Politics & Other Mistakes: No rules

6 mins read

The state of Maine doesn’t give away money. Well, except for the Department of Health and Human Services, the Department of Economic Development, the Department of Transportation and the state treasurer.

But if you want cash from the rest of state government, there are strict requirements to be met. Like, for example, at the Maine Clean Election Fund.


Al Diamon

To run for the Legislature on the public’s dime, you have to abide by a whole bunch of rules. Such as the one that says you can’t use $2,000 of the state’s money to outfit your campaign with a global positioning system, a truck cap, a roof rack and an electronically temperature-controlled drink cooler – even though all this gear is absolutely essential for connecting with voters. (“Lost? Thirsty? Need something moved? Vote for me, and I’ll take care of it.”)

After independent state Senate candidate Dana Kadey of Princeton went on a little publicly financed shopping spree for these items, he was ordered by the state ethics commission to refund the dough. Kadey did so, but then he took some of the $21,000 in Clean Election funding he’d received and purchased something the law allows: a newspaper ad claiming one of his opponents, Republican state Sen. Kevin Raye of Perry, was fiscally irresponsible because Raye had sponsored bills that would have increased the state’s debt and was “not concerned about increasing Maine’s tax burden.”

I felt good, knowing I’d helped pay for Kadey’s message, even if I couldn’t cover the cost of his GPS. 

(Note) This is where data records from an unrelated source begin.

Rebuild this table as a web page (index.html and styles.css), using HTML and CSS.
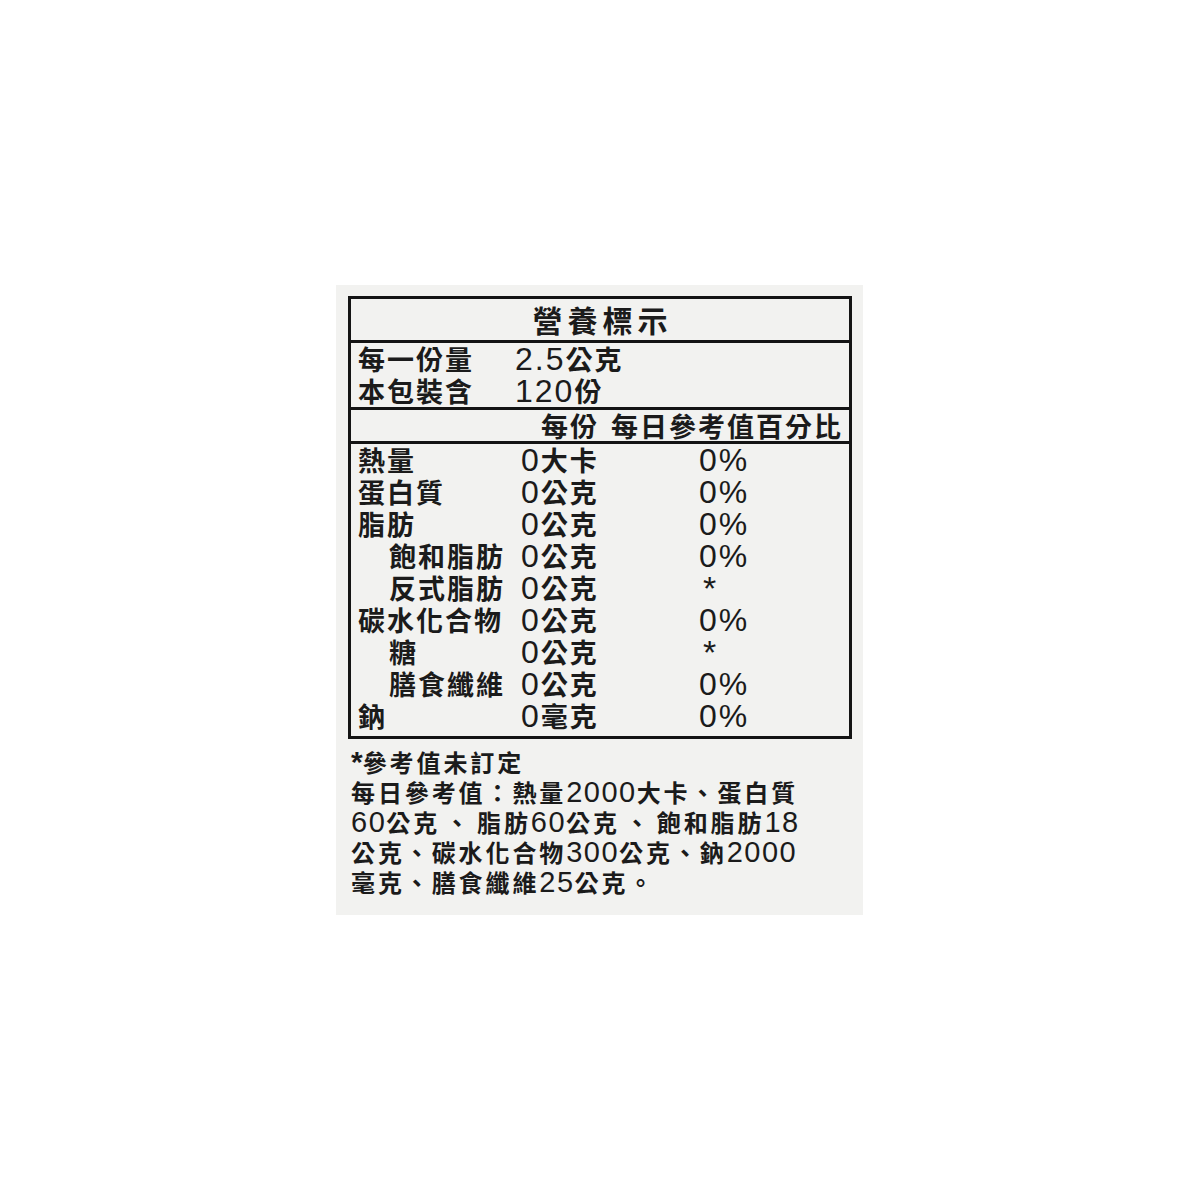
FILE: index.html
```html
<!DOCTYPE html>
<html lang="zh-Hant">
<head>
<meta charset="utf-8">
<title>營養標示</title>
<link rel="stylesheet" href="styles.css">
</head>
<body>
<div class="panel">
  <div class="label">
    <div class="title">營養標示</div>
    <div class="serving">
      <div class="srow"><span class="name">每一份量</span><span class="val v1"><span class="n">2.5</span>公克</span></div>
      <div class="srow"><span class="name">本包裝含</span><span class="val"><span class="n">120</span>份</span></div>
    </div>
    <div class="head"><span>每份</span><span>每日參考值百分比</span></div>
    <div class="rows">
      <div class="row"><span class="name">熱量</span><span class="val"><span class="n">0</span>大卡</span><span class="pct n">0%</span></div>
      <div class="row"><span class="name">蛋白質</span><span class="val"><span class="n">0</span>公克</span><span class="pct n">0%</span></div>
      <div class="row"><span class="name">脂肪</span><span class="val"><span class="n">0</span>公克</span><span class="pct n">0%</span></div>
      <div class="row"><span class="name sub">飽和脂肪</span><span class="val"><span class="n">0</span>公克</span><span class="pct n">0%</span></div>
      <div class="row"><span class="name sub">反式脂肪</span><span class="val"><span class="n">0</span>公克</span><span class="pct n star">*</span></div>
      <div class="row"><span class="name">碳水化合物</span><span class="val"><span class="n">0</span>公克</span><span class="pct n">0%</span></div>
      <div class="row"><span class="name sub">糖</span><span class="val"><span class="n">0</span>公克</span><span class="pct n star">*</span></div>
      <div class="row"><span class="name sub">膳食纖維</span><span class="val"><span class="n">0</span>公克</span><span class="pct n">0%</span></div>
      <div class="row"><span class="name">鈉</span><span class="val"><span class="n">0</span>毫克</span><span class="pct n">0%</span></div>
    </div>
  </div>
  <div class="notes">
    <div class="line"><span class="ast">*</span>參考值未訂定</div>
    <div class="line">每日參考值：熱量<span class="m">2000</span>大卡、蛋白質</div>
    <div class="line"><span class="m">60</span>公克<span class="gap">、</span>脂肪<span class="m">60</span>公克<span class="gap">、</span>飽和脂肪<span class="m">18</span></div>
    <div class="line">公克、碳水化合物<span class="m">300</span>公克、鈉<span class="m">2000</span></div>
    <div class="line">毫克、膳食纖維<span class="m">25</span>公克。</div>
  </div>
</div>
</body>
</html>
```
FILE: styles.css
```css
html, body {
  margin: 0;
  padding: 0;
  background: #ffffff;
}
body {
  font-family: "Noto Sans CJK TC", "Liberation Sans", sans-serif;
  color: #1b1b1b;
}
.panel {
  box-sizing: border-box;
  margin-left: 336px;
  margin-top: 285px;
  width: 527px;
  height: 630px;
  background: #f2f2f0;
  padding: 11px 0 0 12px;
}
.label {
  box-sizing: border-box;
  width: 504px;
  height: 443px;
  border: 3px solid #141414;
  font-size: 27px;
  letter-spacing: 2px;
  font-weight: 700;
}
.n {
  font-family: "Liberation Sans", "Noto Sans CJK TC", sans-serif;
  font-size: 32px;
  letter-spacing: 2px;
  font-weight: 400;
}
.title {
  height: 41px;
  line-height: 41px;
  border-bottom: 3px solid #141414;
  text-align: center;
  font-size: 30px;
  font-weight: 700;
  letter-spacing: 5px;
  padding-left: 5px;
}
.serving {
  height: 64px;
  border-bottom: 3px solid #141414;
}
.srow {
  display: grid;
  grid-template-columns: 164px 1fr;
  height: 32px;
  line-height: 32px;
}
.srow .name {
  padding-left: 7px;
}
.head {
  height: 31px;
  line-height: 31px;
  border-bottom: 3px solid #141414;
  display: flex;
  justify-content: flex-end;
  gap: 12px;
  padding-right: 6px;
}
.rows {
  height: 292px;
}
.row {
  display: grid;
  grid-template-columns: 170px 178px 1fr;
  height: 32px;
  line-height: 32px;
}
.row .name {
  padding-left: 7px;
  white-space: nowrap;
}
.row .name.sub {
  padding-left: 38px;
}
.val, .name, .pct {
  display: block;
  white-space: nowrap;
}
.star {
  padding-left: 4px;
  font-size: 34px;
}
.notes {
  margin-top: 8px;
  padding-left: 3px;
  font-size: 24px;
  letter-spacing: 2.9px;
  line-height: 30px;
  font-weight: 700;
}
.line {
  white-space: nowrap;
  height: 30px;
}
.m {
  font-family: "Liberation Sans", "Noto Sans CJK TC", sans-serif;
  font-size: 29px;
  line-height: 28px;
  letter-spacing: 1.5px;
  font-weight: 400;
}
.gap {
  margin: 0 5px;
}
.ast {
  font-family: "Liberation Sans", sans-serif;
  font-size: 30px;
  line-height: 28px;
  font-weight: 700;
  letter-spacing: 0;
}
```
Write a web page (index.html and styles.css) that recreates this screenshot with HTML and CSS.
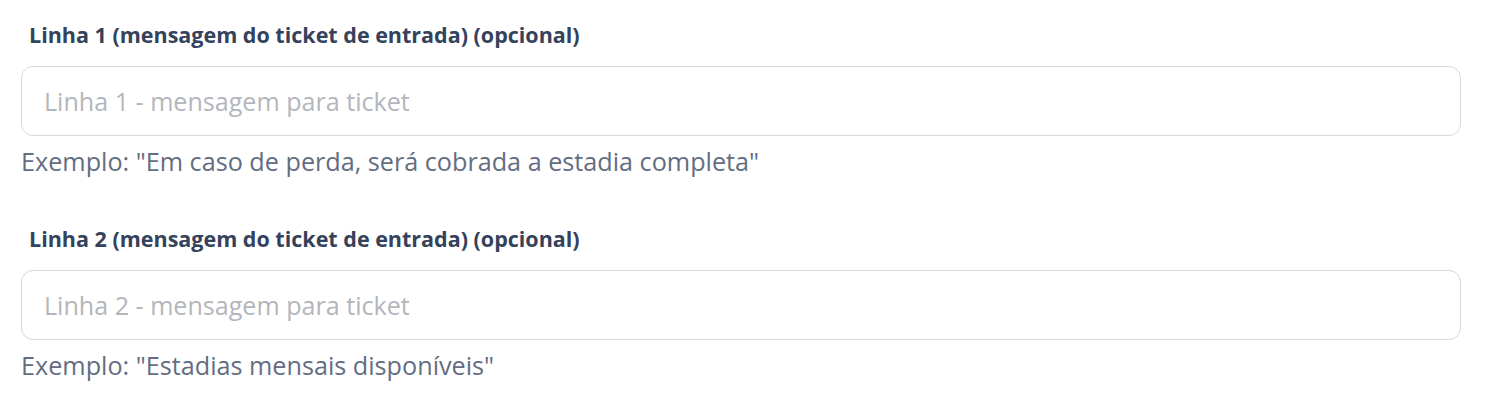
FILE: index.html
```html
<!DOCTYPE html>
<html lang="pt">
<head>
<meta charset="utf-8">
<link rel="stylesheet" href="styles.css">
</head>
<body>
<div class="form">
  <div class="field">
    <label class="label">Linha 1 (mensagem do ticket de entrada) (opcional)</label>
    <input class="input" type="text" placeholder="Linha 1 - mensagem para ticket">
    <p class="help">Exemplo: "Em caso de perda, será cobrada a estadia completa"</p>
  </div>
  <div class="field">
    <label class="label">Linha 2 (mensagem do ticket de entrada) (opcional)</label>
    <input class="input" type="text" placeholder="Linha 2 - mensagem para ticket">
    <p class="help">Exemplo: "Estadias mensais disponíveis"</p>
  </div>
</div>
</body>
</html>
```
FILE: styles.css
```css
html, body {
  margin: 0;
  padding: 0;
  background: #ffffff;
}
body {
  font-family: "Open Sans", "Noto Sans", sans-serif;
}
.form {
  display: flex;
  flex-direction: column;
  gap: 46px;
  padding: 20px 33px 0 21px;
}
.field {
  display: flex;
  flex-direction: column;
}
.label {
  font-size: 21.5px;
  font-weight: 700;
  color: #34425c;
  line-height: 30px;
  padding-left: 8px;
  margin-bottom: 16px;
}
.input {
  box-sizing: border-box;
  height: 70px;
  width: 100%;
  border: 1px solid #d6d8dc;
  border-radius: 12px;
  padding: 0 22px;
  font-family: inherit;
  font-size: 25.1px;
  color: #34425c;
  outline: none;
  background: #fff;
}
.input::placeholder {
  color: #b3b6bc;
  font-weight: 400;
}
.help {
  margin: 8px 0 0 0;
  font-size: 25.2px;
  line-height: 34px;
  color: #636d82;
}
```
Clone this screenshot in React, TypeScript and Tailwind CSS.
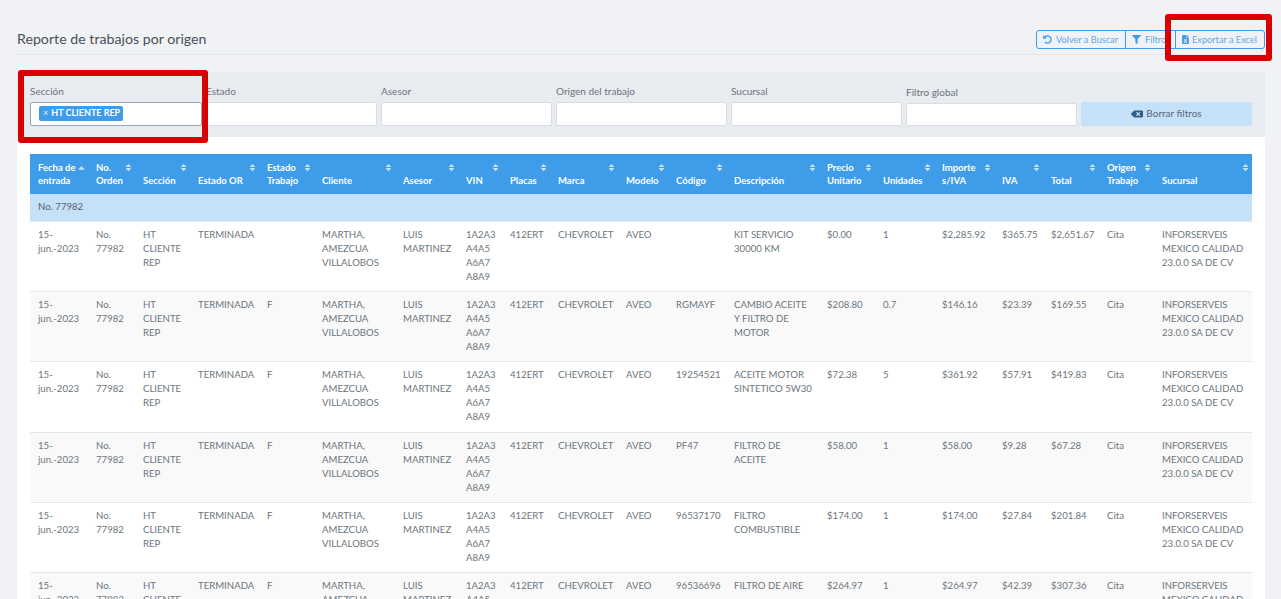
import { FaBackspace, FaFileExcel, FaFilter, FaSort, FaSortUp, FaUndoAlt } from "react-icons/fa";

const columns = [
  { label: "Fecha de entrada", width: "w-[58px]" },
  { label: "No. Orden", width: "w-[47px]" },
  { label: "Sección", width: "w-[55px]" },
  { label: "Estado OR", width: "w-[69px]" },
  { label: "Estado Trabajo", width: "w-[55px]" },
  { label: "Cliente", width: "w-[81px]" },
  { label: "Asesor", width: "w-[63px]" },
  { label: "VIN", width: "w-[44px]" },
  { label: "Placas", width: "w-[48px]" },
  { label: "Marca", width: "w-[68px]" },
  { label: "Modelo", width: "w-[50px]" },
  { label: "Código", width: "w-[58px]" },
  { label: "Descripción", width: "w-[93px]" },
  { label: "Precio Unitario", width: "w-[56px]" },
  { label: "Unidades", width: "w-[59px]" },
  { label: "Importe s/IVA", width: "w-[60px]" },
  { label: "IVA", width: "w-[49px]" },
  { label: "Total", width: "w-[56px]" },
  { label: "Origen Trabajo", width: "w-[55px]" },
  { label: "Sucursal", width: "w-[98px]" },
];

const rows = [
  { h: "h-[70px]", trabajo: "", codigo: "", desc: "KIT SERVICIO 30000 KM", precio: "$0.00", unidades: "1", importe: "$2,285.92", iva: "$365.75", total: "$2,651.67" },
  { h: "h-[70px]", trabajo: "F", codigo: "RGMAYF", desc: "CAMBIO ACEITE Y FILTRO DE MOTOR", precio: "$208.80", unidades: "0.7", importe: "$146.16", iva: "$23.39", total: "$169.55" },
  { h: "h-[71px]", trabajo: "F", codigo: "19254521", desc: "ACEITE MOTOR SINTETICO 5W30", precio: "$72.38", unidades: "5", importe: "$361.92", iva: "$57.91", total: "$419.83" },
  { h: "h-[70px]", trabajo: "F", codigo: "PF47", desc: "FILTRO DE ACEITE", precio: "$58.00", unidades: "1", importe: "$58.00", iva: "$9.28", total: "$67.28" },
  { h: "h-[70px]", trabajo: "F", codigo: "96537170", desc: "FILTRO COMBUSTIBLE", precio: "$174.00", unidades: "1", importe: "$174.00", iva: "$27.84", total: "$201.84" },
  { h: "h-[70px]", trabajo: "F", codigo: "96536696", desc: "FILTRO DE AIRE", precio: "$264.97", unidades: "1", importe: "$264.97", iva: "$42.39", total: "$307.36" },
];

const filters = ["Estado", "Asesor", "Origen del trabajo", "Sucursal"];

function Td({ children, tight }: { children?: React.ReactNode; tight?: boolean }) {
  return <td className={`${tight ? "pr-[5.5px] pl-2" : "px-2"} pt-[6px] align-top`}>{children}</td>;
}

export default function App() {
  return (
    <div className="relative h-screen overflow-hidden bg-[#f0f2f6] pr-[16px] pl-[17px] font-['Lato','Noto_Sans',sans-serif] text-[10px] text-[#6c757d]">
      <div className="flex h-[55px] items-end justify-between border-b border-[#e4e7ec] pb-[5px]">
        <h1 className="text-[14.2px] leading-[20px] text-[#4a5058]">Reporte de trabajos por origen</h1>
        <div className="flex h-[19px] w-[229px] items-stretch rounded-[3px] border border-[#3e9ce9] text-[9.2px] text-[#5fa8e8]">
          <button className="flex w-[89px] items-center gap-[4px] border-r border-[#3e9ce9] pl-[6px]">
            <FaUndoAlt className="size-[9px] text-[#3e9ce9]" />
            Volver a Buscar
          </button>
          <button className="flex w-[50px] items-center gap-[4px] border-r border-[#3e9ce9] pl-[6px]">
            <FaFilter className="size-[9px] text-[#3e9ce9]" />
            Filtro
          </button>
          <button className="flex flex-1 items-center gap-[2px] pl-[5px]">
            <FaFileExcel className="size-[9px] text-[#3e9ce9]" />
            Exportar a Excel
          </button>
        </div>
      </div>

      <div className="mt-[17px] flex h-[65px] gap-1 bg-[#e8ebef] px-[13px] pt-[13px]">
        <div className="w-[172px]">
          <div className="h-[17px] leading-[13px]">Sección</div>
          <div className="h-[24px] rounded-[2px] border border-[#9aa5b5] bg-white pt-[3px] pl-2">
            <span className="flex h-[15px] w-[84px] items-start gap-[3px] rounded-[2px] bg-[#3e9ce9] pl-1 text-[9px] leading-[14px] font-bold text-white">
              <span className="text-[#c5e1f7]">×</span>
              HT CLIENTE REP
            </span>
          </div>
        </div>
        {filters.map((f) => (
          <div key={f} className="w-[171px]">
            <div className="h-[17px] leading-[13px]">{f}</div>
            <div className="h-[24px] rounded-[2px] border border-[#d8dce3] bg-white" />
          </div>
        ))}
        <div className="w-[171px] pt-[1px]">
          <div className="h-[17px] leading-[13px]">Filtro global</div>
          <div className="h-[23px] rounded-[2px] border border-[#d8dce3] bg-white" />
        </div>
        <button className="mt-[17px] flex h-[24px] w-[171px] items-center justify-center gap-[3px] rounded-[2px] bg-[#c5e1f7] pb-[1px] text-[#56677a]">
          <FaBackspace className="size-[12px] text-[#2f5f86]" />
          Borrar filtros
        </button>
      </div>

      <div className="bg-white px-[13px] pt-[17px]">
        <table className="w-[1222px] table-fixed border-collapse text-[9.6px]">
          <colgroup>
            {columns.map((c) => (
              <col key={c.label} className={c.width} />
            ))}
          </colgroup>
          <thead>
            <tr className="h-[40px] bg-[#3e9ce9] text-[9.5px] text-white">
              {columns.map((c, i) => (
                <th key={c.label} className="relative px-2 pb-[7px] text-left align-bottom font-bold leading-[13px]">
                  {c.label}
                  {i === 0 ? (
                    <span className="absolute top-[11px] right-[1px] text-[#c5e1f7]">
                      <FaSortUp className="size-[11px]" />
                    </span>
                  ) : (
                    <span className="absolute top-[9px] right-[2px] text-[#c5e1f7]">
                      <FaSort className="size-[9px]" />
                    </span>
                  )}
                </th>
              ))}
            </tr>
          </thead>
          <tbody className="leading-[14px]">
            <tr className="h-[27px] bg-[#c5e1f7] text-[#56606c]">
              <td colSpan={20} className="px-2">No. 77982</td>
            </tr>
            {rows.map((r, i) => (
              <tr key={i} className={`${r.h} border-t border-[#e4e7ec] ${i % 2 ? "bg-[#f9f9f9]" : "bg-white"}`}>
                <Td>15- jun.-2023</Td>
                <Td>No. 77982</Td>
                <Td>HT CLIENTE REP</Td>
                <Td>TERMINADA</Td>
                <Td>{r.trabajo}</Td>
                <Td>MARTHA, AMEZCUA VILLALOBOS</Td>
                <Td>LUIS MARTINEZ</Td>
                <Td>1A2A3 A4A5 A6A7 A8A9</Td>
                <Td>412ERT</Td>
                <Td>CHEVROLET</Td>
                <Td>AVEO</Td>
                <Td>{r.codigo}</Td>
                <Td tight>{r.desc}</Td>
                <Td>{r.precio}</Td>
                <Td>{r.unidades}</Td>
                <Td>{r.importe}</Td>
                <Td>{r.iva}</Td>
                <Td>{r.total}</Td>
                <Td>Cita</Td>
                <Td tight>INFORSERVEIS MEXICO CALIDAD 23.0.0 SA DE CV</Td>
              </tr>
            ))}
          </tbody>
        </table>
      </div>

      {/* marcas rojas encima de la captura */}
      <div className="absolute top-[70px] left-[18px] h-[73px] w-[190px] rounded-[3px] border-[6px] border-[#d90000]" />
      <div className="absolute top-[14px] left-[1165px] h-[47px] w-[107px] rounded-[3px] border-[6px] border-[#d90000]" />
    </div>
  );
}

Nevertheless, the day may be approaching when there’ll be fewer rules governing the Clean Election Fund. A federal judge in Arizona recently declared a key provision of that state’s public financing law unconstitutional. Maine has an almost identical provision in its statute.

Like Maine, Arizona gives extra money to Clean Election candidates who are outspent by privately financed opponents. Judge Roslyn Silver decided that’s too similar to a section of federal election law that’s already been thrown out by the U.S. Supreme Court because it unfairly penalizes rich people. The “Millionaires’ Amendment” was supposed to prevent the wealthy from spending as much of their own money as they wanted on their campaigns. Silver said boosting spending for publicly financed candidates amounted to the same thing as restricting spending by the affluent classes.

Judge Silver’s legal opinion appears to have resulted from the same keen reasoning employed by Senate candidate Kadey in resolving his conflicting fiscal policies on taxes and publicly funded truck caps. Fortunately for them, there’s no rule against stupidity.

No deliverance

The Christian Civic League of Maine is no more.

That’s bad news for those of us in the ridicule industry. Few political entities in the state were as easy to satirize as the league – with its fanatical opposition to booze, gambling, sex and fun. If there were extreme stands to be taken on social issues, CCLM and its executive director, Michael Heath, could be counted on to carry those positions well past the point where the last bus from the real world turns around.

Fortunately for the political comedy community, the league’s puritanical legacy endures under a new name. Henceforth, the organization will be known as the Maine Family Policy Council.

Why the change? According to a press release from Heath, it’s to reflect the group’s long-time affiliation with a national organization, Dr. James Dobson’s Family Policy Council. “The name shift changes nothing about the essence or identity of the ministry,” Heath said. “It is exciting to realize that it will only open new doors for the most influential evangelical group in the state.”

That’s probably not the whole story. CCLM is in financial trouble, and the change may be an attempt to upgrade its image to appeal to more donors. In a recent e-mail newsletter, Heath admitted both he and the league had been “effectively demonized” by such satanic forces as the news media, liberals, moderates, astute conservatives and even normal people.

Heath is probably hoping none of them notice the new name is just eye shadow on a goat or nail polish on a cow or whatever that expression is.

Some resemblance

For a year or so, there have been rumors floating around that Leigh Saufley, chief justice of the Maine Supreme Judicial Court, was on the short list for appointment to a federal judgeship. But it’s probably just a coincidence that Christopher Buckley’s new novel “Supreme Courtship” features a U.S. Supreme Court justice named Paige Plympton, described thusly:

“Paige was an unflinty Maine Yankee; former Chief Judge of the State Supreme Court. Her ancestors had come over on the second boat to land after the Mayflower. “We sent the servants on ahead.”